I came home from a day of shopping, getting an oil change, and visiting my mom and turned on my TV with a sense of familiar dread because my car radio had alluded to an active shooter in San Bernardino, California. In fact I listen to news lately with a growing sense of anticipated dread because disaster has become so common that it seems that routine news days are rare. I am not a Donald Trump fan, nor do I intend to vote for Donald Trump, but at least if I see his smarmy face plastered all over my TV screen then I know that today was a good day in the news, a normal day in the news.
So I watched as they evacuated wounded people from a Social Services office building and listened to the count of those who died and thought to myself, “who wakes up in the morning and thinks, ‘I guess I’ll go shoot myself some social workers who help disabled people today’? The answer was pretty quick in coming but it will never make any sense to me. A young couple went out to kill today, newly married, with a baby who they have to leave with a parent while they go kill people. Have we all gone insane? How could this man, an environmental engineer and his wife, this new mom, become radicalized, if that is what happened? They’re not hopeless loners with no future. I just don’t understand. Why would any promise of glory after this life make them give up raising their child together?

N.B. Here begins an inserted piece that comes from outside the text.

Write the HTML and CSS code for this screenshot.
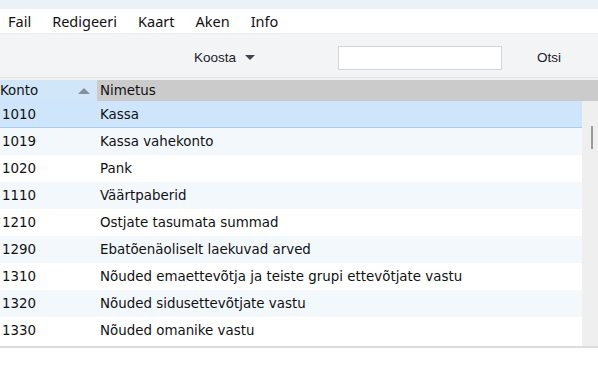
FILE: index.html
```html
<!DOCTYPE html>
<html lang="et">
<head>
  <meta charset="UTF-8">
  <title>Kontoplaan</title>
  <link rel="stylesheet" href="styles.css">
</head>
<body>
  <div class="topband"></div>
  <nav class="menubar">
    <span>Fail</span>
    <span>Redigeeri</span>
    <span>Kaart</span>
    <span>Aken</span>
    <span>Info</span>
  </nav>

  <div class="toolbar">
    <div class="koosta">Koosta <span class="caret"></span></div>
    <input type="text" class="search">
    <div class="otsi">Otsi</div>
  </div>

  <div class="table">
    <div class="thead">
      <div class="th-konto">Konto <span class="sort"></span></div>
      <div class="th-name">Nimetus</div>
    </div>
    <div class="tbody">
      <div class="rows">
        <div class="row selected"><span class="code">1010</span><span class="name">Kassa</span></div>
        <div class="row alt"><span class="code">1019</span><span class="name">Kassa vahekonto</span></div>
        <div class="row"><span class="code">1020</span><span class="name">Pank</span></div>
        <div class="row alt"><span class="code">1110</span><span class="name">Väärtpaberid</span></div>
        <div class="row"><span class="code">1210</span><span class="name">Ostjate tasumata summad</span></div>
        <div class="row alt"><span class="code">1290</span><span class="name">Ebatõenäoliselt laekuvad arved</span></div>
        <div class="row"><span class="code">1310</span><span class="name">Nõuded emaettevõtja ja teiste grupi ettevõtjate vastu</span></div>
        <div class="row alt"><span class="code">1320</span><span class="name">Nõuded sidusettevõtjate vastu</span></div>
        <div class="row"><span class="code">1330</span><span class="name">Nõuded omanike vastu</span></div>
      </div>
      <div class="scrollbar"><div class="thumb"></div></div>
    </div>
  </div>
</body>
</html>
```

FILE: styles.css
```css
body {
  margin: 0;
  padding: 0;
  background: #fff;
  font-family: "DejaVu Sans", sans-serif;
  color: #111;
  overflow: hidden;
}
.topband {
  height: 9px;
  background: #eaf2f8;
}
.menubar {
  height: 24px;
  display: flex;
  align-items: center;
  padding-left: 8px;
  font-family: "Noto Sans", sans-serif;
  font-size: 14.5px;
  color: #111;
}
.menubar span {
  margin-right: 21px;
}
.toolbar {
  height: 45px;
  padding-top: 4px;
  display: flex;
  align-items: center;
  box-sizing: border-box;
  background: #f3f4f6;
  border-top: 1px solid #eceef0;
  border-bottom: 1px solid #e2e3e5;
  font-family: "Liberation Sans", Arial, sans-serif;
  font-size: 13.5px;
  color: #1a1a2a;
}
.koosta {
  margin-left: 194px;
  display: flex;
  align-items: center;
}
.caret {
  display: inline-block;
  margin-left: 9px;
  border-left: 5px solid transparent;
  border-right: 5px solid transparent;
  border-top: 5px solid #3c4450;
}
.search {
  margin-left: 83px;
  width: 164px;
  height: 24px;
  box-sizing: border-box;
  border: 1px solid #d4d4d4;
  background: #fff;
  padding: 0;
}
.otsi {
  margin-left: 35px;
}
.table {
  border-top: 2px solid #f2f2f2;
  border-bottom: 2px solid #dcdcdc;
  font-size: 13.4px;
}
.thead {
  display: flex;
  height: 21px;
  line-height: 21px;
}
.th-konto {
  width: 97px;
  background: #d2e6fa;
  display: flex;
  justify-content: space-between;
  align-items: center;
  padding-right: 7px;
  box-sizing: border-box;
}
.sort {
  border-left: 6px solid transparent;
  border-right: 6px solid transparent;
  border-bottom: 6px solid #8a8f96;
}
.th-name {
  flex: 1;
  background: #cbcbcb;
  padding-left: 3px;
}
.tbody {
  display: flex;
  height: 245px;
}
.rows {
  flex: 1;
}
.row {
  height: 27px;
  display: flex;
  align-items: center;
  box-sizing: border-box;
}
.row.alt {
  background: #f3f8fd;
}
.row.selected {
  background: #cfe5fb;
  border-bottom: 1px solid #a9cdf2;
}
.code {
  width: 100px;
  padding-left: 2px;
  box-sizing: border-box;
}
.scrollbar {
  width: 16px;
  background: #efefef;
  padding-top: 25px;
  box-sizing: border-box;
}
.thumb {
  width: 2px;
  height: 23px;
  margin-left: 9px;
  background: #9a9a9a;
}
```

It is the day that the Christmas tree in Rockefeller Center will be lit and I feel guilty but I decide to leave the news coverage and go to NYC on my TV to celebrate what should be a season of hope. It was a good move but also bizarre. Everyone on that stage seemed so brave to me. There were the young people in their bright red coats, tempting fate, and singing about peace on earth. It was a lesson in the paradoxes of our lives to move from hate to hope so quickly. When Andrea Bocelli, blind and brilliant, stood facing an audience he couldn’t even see and sang to us all with his eyes closed, it seemed to me an act of defiance as well as a gift of love. Living in a world that brings forth these two events in one day is dizzying and mind-blowing and so confuses our emotions. But it also makes the whole business so much more profound. Music is a healer. It soothes our troubled souls and makes us smile no matter what. And that is how something as prosaic as a Christmas special that we can see every year, this year brought tears to my eyes and reminded me of the good that still remains in the world.
So we will mourn again with still another group of family and friends who have lost loved ones and at the same time we will celebrate a hopeful season. Through our tears…through our tears of grief and of joy.